Monday, Dec. 26, 1949

Beauty of an Ideal

For months, President Peron has been steadily tightening the screw on such opposition as still exists in Argentina. Oppressive new laws have been ground out by a congress systematically weakened by the liquidation of opposition deputies. Over 20 anti-Peron periodicals have been closed up in the past five weeks; charges of libel and account-juggling have been brought against the leading independent dailies La Nacion and La Prensa (TIME, Dec. 12).

In a speech last fortnight, Peron disclosed for the first time what all this was leading up to. He would like a new "loyal opposition" party, with the accent on loyalty--rather than opposition--to Peronista ideas. "If I could bequeath something great to the republic," the President mused, "my legacy would be my party--and opposing it a second one, organic and decent.

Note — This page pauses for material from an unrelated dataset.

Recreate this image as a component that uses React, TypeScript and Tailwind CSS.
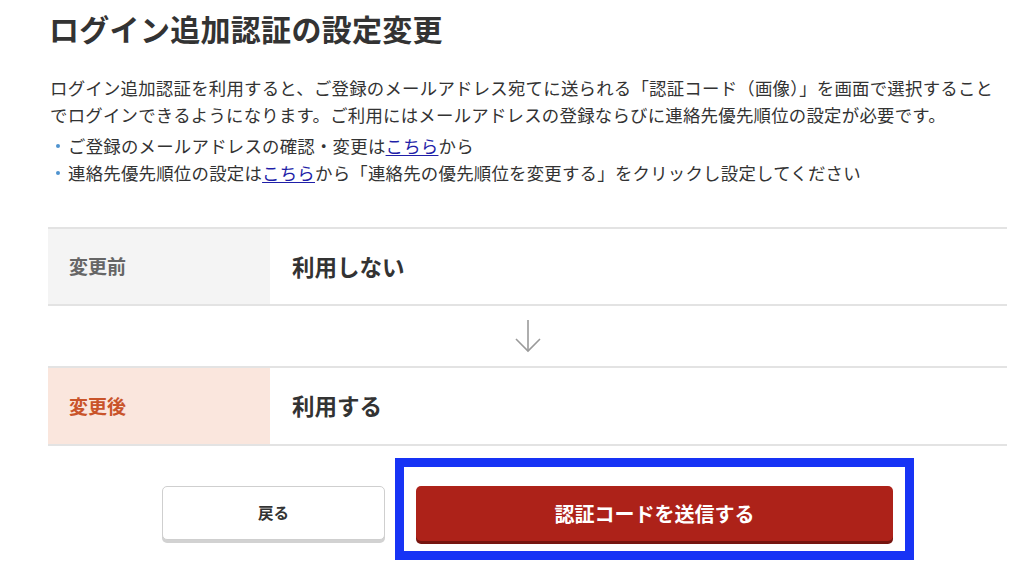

At present in opposition there are only political gangs . . . We must put an end to political gangs."

Going even further, his loyal wife, Evita, indicated last week that she thought the present kind of opposition little short of blasphemy. In a rousing speech to a women's trade-union group, she cried: "I sometimes think that President Peron has ceased to be a man like other men--that he is rather an ideal incarnate! For this, our movement may cherish him as its one leader without fearing that he will disappear on the unhappy day that Peron personally is missing."